§ **Set exercise**: Identify the lines that contain the word "components", then copy them.
BEGIN
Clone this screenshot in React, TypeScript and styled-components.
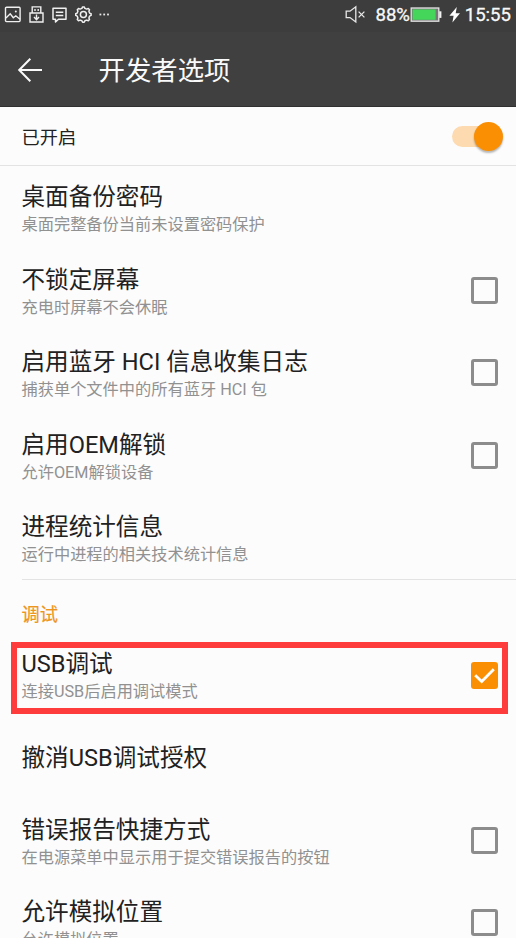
import React from "react";
import styled, { createGlobalStyle } from "styled-components";

const GlobalStyle = createGlobalStyle`
  * { box-sizing: border-box; }
  html, body { margin: 0; padding: 0; overflow: hidden; background: #fcfcfc; }
`;

const Screen = styled.div`
  width: 516px;
  height: 938px;
  overflow: hidden;
  display: flex;
  flex-direction: column;
  background: #fcfcfc;
  color: #212121;
  font-family: Roboto, "Noto Sans CJK SC", sans-serif;
  white-space: nowrap;
`;

const StatusBar = styled.div`
  flex: none;
  height: 32px;
  padding: 0 5px 2px 4px;
  display: flex;
  align-items: center;
  justify-content: space-between;
  background: #3d3d3d;
  color: #f8f8f8;
`;

const Notifications = styled.div`
  display: flex;
  align-items: center;
  gap: 5.5px;
  svg { display: block; }
`;

const Indicators = styled.div`
  display: flex;
  align-items: center;
  svg { display: block; }
`;

const StatusText = styled.span<{ $width: number }>`
  width: ${(p) => p.$width}px;
  font-size: 18.6px;
  font-weight: 400;
  -webkit-text-stroke: 0.3px currentColor;
  line-height: 30px;
  text-align: right;
`;

const Header = styled.header`
  flex: none;
  height: 74.5px;
  padding: 2px 18px 0 17px;
  display: flex;
  align-items: center;
  gap: 55.5px;
  background: #404040;
  border-bottom: 1px solid #303030;
  color: #fafafa;
  svg { display: block; }
`;

const HeaderTitle = styled.h1`
  margin: 0;
  padding-top: 2px;
  font-size: 26.4px;
  font-weight: 400;
  line-height: 38px;
`;

const MasterRow = styled.div`
  flex: none;
  height: 59.5px;
  padding: 1px 13px 0 21.5px;
  display: flex;
  align-items: center;
  justify-content: space-between;
  border-bottom: 1.5px solid #e3e3e3;
  font-size: 18.2px;
`;

const Track = styled.div`
  grid-area: 1 / 1;
  width: 42px;
  height: 21px;
  border-radius: 11px;
  background: #fddab0;
`;

const Thumb = styled.div`
  grid-area: 1 / 1;
  justify-self: end;
  width: 29px;
  height: 29px;
  border-radius: 50%;
  background: #fb8f04;
  box-shadow: 0 2px 2px rgba(0, 0, 0, 0.28);
`;

const Switch = styled.div`
  width: 51px;
  height: 29px;
  display: grid;
  align-items: center;
`;

const Row = styled.div`
  flex: none;
  height: 82.6px;
  padding: 1px 18px 0 21.5px;
  display: flex;
  align-items: center;
  justify-content: space-between;
`;

const Labels = styled.div<{ $twoLine: boolean }>`
  display: flex;
  flex-direction: column;
  padding-top: ${(p) => (p.$twoLine ? 2.6 : 0)}px;
`;

const Title = styled.div`
  font-size: 23.6px;
  line-height: 32px;
`;

const Summary = styled.div`
  font-size: 16.23px;
  line-height: 24px;
  color: #919191;
`;

const Checkbox = styled.div<{ $checked: boolean }>`
  flex: none;
  width: 27px;
  height: 27px;
  border-radius: 3px;
  border: ${(p) => (p.$checked ? "none" : "3px solid #8c8c8c")};
  background: ${(p) => (p.$checked ? "#fb8f04" : "transparent")};
  svg { display: block; }
`;

const SectionLabel = styled.div`
  flex: none;
  height: 54.3px;
  margin-left: 21.5px;
  padding-top: 21.5px;
  border-top: 1.5px solid #e3e3e3;
  font-size: 18.2px;
  line-height: 27px;
  color: #ee9520;
  -webkit-text-stroke: 0.2px currentColor;
`;

const Highlighted = styled.div`
  flex: none;
  position: relative;
`;

const HighlightFrame = styled.div`
  position: absolute;
  top: 8.5px;
  left: 11px;
  right: 8px;
  height: 72px;
  border: 6px solid #fe3c3c;
`;

type Preference = { title: string; summary?: string; checked?: boolean };

const general: Preference[] = [
  { title: "桌面备份密码", summary: "桌面完整备份当前未设置密码保护" },
  { title: "不锁定屏幕", summary: "充电时屏幕不会休眠", checked: false },
  { title: "启用蓝牙 HCI 信息收集日志", summary: "捕获单个文件中的所有蓝牙 HCI 包", checked: false },
  { title: "启用OEM解锁", summary: "允许OEM解锁设备", checked: false },
  { title: "进程统计信息", summary: "运行中进程的相关技术统计信息" },
];

const debugging: Preference[] = [
  { title: "撤消USB调试授权" },
  { title: "错误报告快捷方式", summary: "在电源菜单中显示用于提交错误报告的按钮", checked: false },
  { title: "允许模拟位置", summary: "允许模拟位置", checked: false },
];

function PreferenceRow({ title, summary, checked }: Preference) {
  return (
    <Row>
      <Labels $twoLine={summary !== undefined}>
        <Title>{title}</Title>
        {summary && <Summary>{summary}</Summary>}
      </Labels>
      {checked !== undefined && (
        <Checkbox $checked={checked}>
          {checked && (
            <svg width="27" height="27" viewBox="0 0 27 27" fill="none" stroke="#fff" strokeWidth="2.8">
              <path d="M4.2 13.3 L10.7 19.5 L22.8 7.3" />
            </svg>
          )}
        </Checkbox>
      )}
    </Row>
  );
}

const ImageIcon = () => (
  <svg width="18" height="18" viewBox="0 0 18 18" fill="none" stroke="#f0f0f0" strokeWidth="1.4">
    <rect x="1.5" y="1.2" width="14.6" height="14.4" rx="1" />
    <path d="M2 12 L6.2 7.8 L9.3 11.7 L11.8 9.8 L16 13.3" />
    <circle cx="11.8" cy="5.5" r="1" fill="#f0f0f0" stroke="none" />
  </svg>
);

const UsbIcon = () => (
  <svg width="18" height="18" viewBox="0 0 18 18" fill="none" stroke="#f0f0f0" strokeWidth="1.4">
    <path d="M4.2 7 V0.9 H12.8 V7 M2 7 H15 V16 H2 Z" />
    <path d="M7 3 V5 M10.2 3 V5 M8.5 8.5 V13.5 M6 11 L8.5 13.7 L11 11" />
  </svg>
);

const MessageIcon = () => (
  <svg width="18" height="18" viewBox="0 0 18 18" fill="none" stroke="#f0f0f0" strokeWidth="1.5">
    <path d="M2 2.2 H15 V13.2 H7.5 L4.5 16 V13.2 H2 Z" strokeLinejoin="round" />
    <path d="M4.8 6.3 H12.3 M4.8 9.4 H12.3" />
  </svg>
);

const GearIcon = () => (
  <svg width="18" height="18" viewBox="0 0 18 18" fill="none" stroke="#f0f0f0" strokeWidth="1.5" strokeLinejoin="round">
    <g transform="translate(-0.4 -0.6)">
      <path d="M7.3 3 L8 1.5 H9.6 L10.3 3 L12.1 3.7 L13.7 3.1 L14.9 4.3 L14.3 5.9 L15 7.7 L16.5 8.4 V10 L15 10.7 L14.3 12.5 L14.9 14.1 L13.7 15.3 L12.1 14.7 L10.3 15.4 L9.6 16.9 H8 L7.3 15.4 L5.5 14.7 L3.9 15.3 L2.7 14.1 L3.3 12.5 L2.6 10.7 L1.1 10 V8.4 L2.6 7.7 L3.3 5.9 L2.7 4.3 L3.9 3.1 L5.5 3.7 Z" />
      <circle cx="8.8" cy="9.2" r="3" />
    </g>
  </svg>
);

const MoreIcon = () => (
  <svg width="12" height="18" viewBox="0 0 12 18" fill="#e8e8e8">
    <rect x="1.5" y="7.6" width="1.8" height="1.8" />
    <rect x="5.3" y="7.6" width="1.8" height="1.8" />
    <rect x="9.1" y="7.6" width="1.8" height="1.8" />
  </svg>
);

const MutedIcon = () => (
  <svg width="22" height="20" viewBox="0 0 22 20" fill="none" stroke="#e8e8e8" strokeWidth="1.3">
    <path d="M1.2 6.2 H5 L10.8 1.8 V17 L5 12.6 H1.2 Z" />
    <path d="M13.6 6.6 L19.4 12.4 M19.4 6.6 L13.6 12.4" />
  </svg>
);

const BatteryIcon = () => (
  <svg width="32" height="16" viewBox="0 0 32 16">
    <rect x="1.2" y="1" width="27.6" height="13.2" fill="#777" stroke="#e4e4e4" strokeWidth="1.3" />
    <rect x="2.6" y="2.4" width="23" height="10.4" fill="#43d65b" />
    <rect x="29.2" y="4.3" width="2.2" height="6.6" fill="#f2f2f2" />
  </svg>
);

const ChargeIcon = () => (
  <svg width="12" height="18" viewBox="0 0 12 18" fill="#fff">
    <path d="M7.8 1 L0.4 9.8 H4.6 L3.4 16.5 L11 7.3 H6.7 Z" />
  </svg>
);

const Spacer = styled.span`
  width: 7px;
`;

export default function App() {
  return (
    <>
      <GlobalStyle />
      <Screen>
        <StatusBar>
          <Notifications>
            <ImageIcon />
            <UsbIcon />
            <MessageIcon />
            <GearIcon />
            <MoreIcon />
          </Notifications>
          <Indicators>
            <MutedIcon />
            <StatusText $width={43}>88%</StatusText>
            <BatteryIcon />
            <Spacer />
            <ChargeIcon />
            <StatusText $width={50}>15:55</StatusText>
          </Indicators>
        </StatusBar>
        <Header>
          <svg width="26" height="26" viewBox="0 0 26 26" fill="none" stroke="#fafafa" strokeWidth="2">
            <path d="M25 13 H2.5 M13.3 1.8 L2.2 13 L13.3 24.2" />
          </svg>
          <HeaderTitle>开发者选项</HeaderTitle>
        </Header>
        <MasterRow>
          已开启
          <Switch>
            <Track />
            <Thumb />
          </Switch>
        </MasterRow>
        {general.map((item) => (
          <PreferenceRow key={item.title} {...item} />
        ))}
        <SectionLabel>调试</SectionLabel>
        <Highlighted>
          <PreferenceRow title="USB调试" summary="连接USB后启用调试模式" checked />
          <HighlightFrame />
        </Highlighted>
        {debugging.map((item) => (
          <PreferenceRow key={item.title} {...item} />
        ))}
      </Screen>
    </>
  );
}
END
§ **Result for this exercise**:
Clone this screenshot in React, TypeScript and styled-components.
import styled, { createGlobalStyle } from "styled-components";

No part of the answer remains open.